819. Escravos do Consumo



Cada homem é escravo do seu próprio consumo. Qual é a lógica de viver assim? Eu compreendo termos que ser escravos do tempo e que os afectos façam de nós escravos mas, ideologias políticas à parte, fará sentido sermos escravos de objectos inanimados?

É fácil reconhecer que o consumidor é o novo rei do mundo. Cada vez mais a hierarquia social do homem é medida através da quantidade de bens que este consome e que pode vir a consumir e também é verdade que – e a isso chamamos desenvolvimento – cada vez mais o consumidor tem produtos ou serviços de melhor qualidade a um preço mais acessível.
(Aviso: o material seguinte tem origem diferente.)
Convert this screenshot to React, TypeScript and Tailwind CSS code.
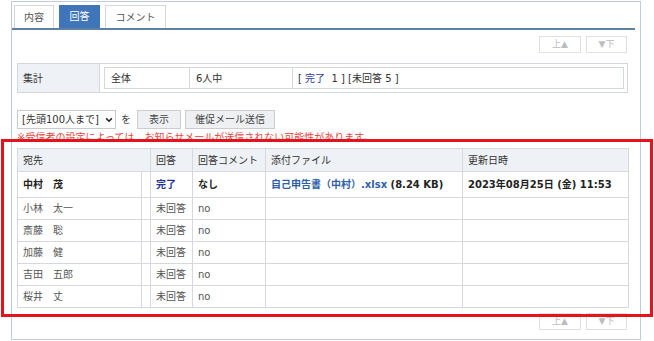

E, claro, podemos sempre hipotecar o futuro para consumir mais hoje. Vivemos a era de ouro para o materialista!

O que é irónico é que o consumidor também é, quase sempre, um trabalhador. Assim o homem não só trabalha cada vez mais para poder consumir em maior quantidade e qualidade como compete cada vez mais para poder “oferecer” a terceiros produtos ou serviços mais baratos e com melhor qualidade. Ainda mais irónico é que o homem não só é escravo do consumo como trabalha para criar necessidades de consumo em terceiros pois o seu consumo depende da quantidade de necessidades - claro está de consumo - que consegue criar nos outros.

Mas afinal eu sou escravo de quê? É preciso tentar identificar quem me escraviza. Nada como olhar à minha volta e observar quem é que manda em mim: uns chinelos com o formato do pé, uma camisa com uns quadrados vermelhos, um móvel com um design diferente, uma cadeira que roda, uma capa para CD colorida, um objecto que me permite mudar de canal sem ter que sair do sítio, e vou ficar por aqui. Mas não pensem que quem manda em mim tem uma vida – neste caso uma não vida – fácil uma vez que o consumidor tem um direito especial na classe dos escravos, ou seja, pode escolher por quem – ou por que objecto – está sujeito. Deste modo o consumo é cada vez mais efémero e trabalhamos para constantemente substituir o que já temos. Que doce ilusão!

Qual será a real utilidade que eu retiro de possuir uma gravata de seda – aliás, qual é a utilidade duma gravata? – ou de possuir uma caneta que tem um banho de ouro? Deve ter alguma utilidade uma vez que trabalho para as poder ter.

Fico a pensar porque é que eu trabalho – num mundo que valoriza mais o consumo do que o trabalho e que o trabalho apenas existe para poder consumir – para ter um copo que tem uma tulipa gravada? Fico a pensar, perplexo, porque é que eu – e já não tenho a presunção de dizer você – após satisfazer as minhas necessidades básicas (alimentação necessária à sobrevivência, acesso a saúde, direito à educação, à justiça e à segurança) trabalho para poder possuir um despertador que indica a hora no tecto em plena noite.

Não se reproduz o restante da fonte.